GOAL OF THE EXERCISE =
Please list all lines of the material below in which the string "React" occurs.

--- begin RECORDS SUPPLIED ---

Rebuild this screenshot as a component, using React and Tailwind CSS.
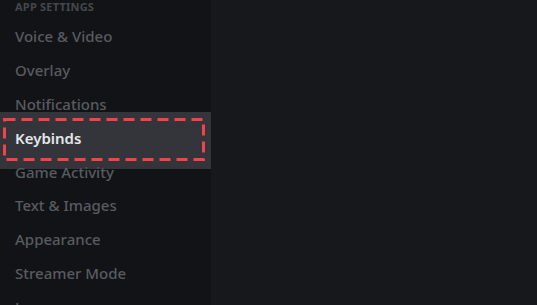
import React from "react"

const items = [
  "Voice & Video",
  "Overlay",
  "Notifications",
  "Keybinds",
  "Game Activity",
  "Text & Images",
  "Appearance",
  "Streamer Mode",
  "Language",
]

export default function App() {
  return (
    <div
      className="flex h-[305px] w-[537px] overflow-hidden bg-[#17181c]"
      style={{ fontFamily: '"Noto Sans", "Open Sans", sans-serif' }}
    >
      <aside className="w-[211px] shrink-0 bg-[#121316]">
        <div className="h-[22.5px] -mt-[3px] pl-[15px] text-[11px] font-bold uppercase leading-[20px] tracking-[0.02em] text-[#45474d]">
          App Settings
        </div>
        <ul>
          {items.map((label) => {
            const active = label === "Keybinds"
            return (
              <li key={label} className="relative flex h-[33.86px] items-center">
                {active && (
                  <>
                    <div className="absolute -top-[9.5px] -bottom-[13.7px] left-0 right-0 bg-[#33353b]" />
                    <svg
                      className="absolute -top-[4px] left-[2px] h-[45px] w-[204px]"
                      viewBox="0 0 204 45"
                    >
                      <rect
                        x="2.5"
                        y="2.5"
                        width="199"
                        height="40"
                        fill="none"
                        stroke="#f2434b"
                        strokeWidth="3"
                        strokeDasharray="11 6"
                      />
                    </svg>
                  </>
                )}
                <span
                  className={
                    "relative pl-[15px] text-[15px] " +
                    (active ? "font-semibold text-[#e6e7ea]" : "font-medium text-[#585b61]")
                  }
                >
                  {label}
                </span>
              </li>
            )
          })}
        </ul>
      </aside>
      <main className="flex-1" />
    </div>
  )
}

--- end RECORDS SUPPLIED ---
--- begin RECORDS SUPPLIED ---

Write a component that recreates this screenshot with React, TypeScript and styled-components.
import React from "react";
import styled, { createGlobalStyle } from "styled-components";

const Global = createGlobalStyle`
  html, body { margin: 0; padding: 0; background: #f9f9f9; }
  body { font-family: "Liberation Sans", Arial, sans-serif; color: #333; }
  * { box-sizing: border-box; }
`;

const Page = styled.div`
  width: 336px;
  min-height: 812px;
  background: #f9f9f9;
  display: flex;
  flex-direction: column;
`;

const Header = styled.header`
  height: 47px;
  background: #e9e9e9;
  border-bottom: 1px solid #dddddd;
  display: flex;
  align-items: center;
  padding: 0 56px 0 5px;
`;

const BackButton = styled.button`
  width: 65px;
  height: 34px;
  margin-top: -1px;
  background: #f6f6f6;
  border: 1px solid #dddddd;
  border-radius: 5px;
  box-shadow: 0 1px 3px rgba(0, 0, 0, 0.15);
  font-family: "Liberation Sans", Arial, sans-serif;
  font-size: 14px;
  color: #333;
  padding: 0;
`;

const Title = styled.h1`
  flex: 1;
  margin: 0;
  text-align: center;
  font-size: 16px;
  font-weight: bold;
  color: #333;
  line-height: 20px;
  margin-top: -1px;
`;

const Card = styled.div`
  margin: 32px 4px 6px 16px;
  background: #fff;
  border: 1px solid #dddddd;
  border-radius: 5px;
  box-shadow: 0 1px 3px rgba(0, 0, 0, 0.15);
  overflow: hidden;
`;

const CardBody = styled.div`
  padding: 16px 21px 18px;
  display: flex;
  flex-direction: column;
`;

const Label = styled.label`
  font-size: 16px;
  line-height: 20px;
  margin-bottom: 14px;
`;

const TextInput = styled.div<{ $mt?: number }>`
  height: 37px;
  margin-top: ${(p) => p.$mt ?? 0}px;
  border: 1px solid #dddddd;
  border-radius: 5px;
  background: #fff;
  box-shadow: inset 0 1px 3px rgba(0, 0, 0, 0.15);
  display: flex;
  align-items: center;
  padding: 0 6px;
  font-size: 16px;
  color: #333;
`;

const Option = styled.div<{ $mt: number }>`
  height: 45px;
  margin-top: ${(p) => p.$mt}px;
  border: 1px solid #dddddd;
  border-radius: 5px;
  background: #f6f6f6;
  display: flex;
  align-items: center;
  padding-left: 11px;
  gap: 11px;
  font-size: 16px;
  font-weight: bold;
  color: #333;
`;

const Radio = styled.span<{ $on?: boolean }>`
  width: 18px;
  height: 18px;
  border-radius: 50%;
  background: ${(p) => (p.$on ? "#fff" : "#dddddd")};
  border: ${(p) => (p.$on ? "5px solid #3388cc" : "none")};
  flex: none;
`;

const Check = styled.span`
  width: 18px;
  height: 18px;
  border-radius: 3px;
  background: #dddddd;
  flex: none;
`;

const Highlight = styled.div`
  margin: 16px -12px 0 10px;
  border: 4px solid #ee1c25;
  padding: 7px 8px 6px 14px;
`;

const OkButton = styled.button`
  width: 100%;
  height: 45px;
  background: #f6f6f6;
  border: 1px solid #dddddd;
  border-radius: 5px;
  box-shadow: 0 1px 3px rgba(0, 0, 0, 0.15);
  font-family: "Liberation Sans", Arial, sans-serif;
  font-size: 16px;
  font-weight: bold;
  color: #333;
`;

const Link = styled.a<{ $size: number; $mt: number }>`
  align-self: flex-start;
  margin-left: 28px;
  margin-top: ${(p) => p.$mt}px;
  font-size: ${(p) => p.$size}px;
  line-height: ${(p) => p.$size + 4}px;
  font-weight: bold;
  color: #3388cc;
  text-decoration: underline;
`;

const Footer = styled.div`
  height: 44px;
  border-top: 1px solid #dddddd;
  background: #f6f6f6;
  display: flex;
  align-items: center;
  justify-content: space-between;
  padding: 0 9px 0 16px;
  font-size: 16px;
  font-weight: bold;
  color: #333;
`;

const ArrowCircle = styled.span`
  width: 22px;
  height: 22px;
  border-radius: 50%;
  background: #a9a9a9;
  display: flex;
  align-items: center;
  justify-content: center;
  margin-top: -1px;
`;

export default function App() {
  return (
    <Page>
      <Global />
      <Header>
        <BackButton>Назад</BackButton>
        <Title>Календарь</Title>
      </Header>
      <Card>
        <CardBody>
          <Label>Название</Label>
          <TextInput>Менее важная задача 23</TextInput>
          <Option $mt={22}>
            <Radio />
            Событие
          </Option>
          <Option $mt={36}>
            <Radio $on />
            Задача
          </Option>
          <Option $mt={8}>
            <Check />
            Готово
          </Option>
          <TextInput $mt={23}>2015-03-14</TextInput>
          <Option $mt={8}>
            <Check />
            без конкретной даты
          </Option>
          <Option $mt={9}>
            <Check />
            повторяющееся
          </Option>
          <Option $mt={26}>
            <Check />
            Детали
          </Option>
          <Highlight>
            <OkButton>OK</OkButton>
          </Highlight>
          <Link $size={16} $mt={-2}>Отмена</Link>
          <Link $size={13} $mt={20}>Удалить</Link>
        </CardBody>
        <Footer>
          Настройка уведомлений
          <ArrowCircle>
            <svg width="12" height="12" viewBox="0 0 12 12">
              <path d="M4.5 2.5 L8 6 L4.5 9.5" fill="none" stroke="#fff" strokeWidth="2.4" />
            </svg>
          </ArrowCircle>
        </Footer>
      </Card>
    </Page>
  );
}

--- end RECORDS SUPPLIED ---

RIGHT ANSWER =
Rebuild this screenshot as a component, using React and Tailwind CSS.
import React from "react"
Write a component that recreates this screenshot with React, TypeScript and styled-components.
import React from "react";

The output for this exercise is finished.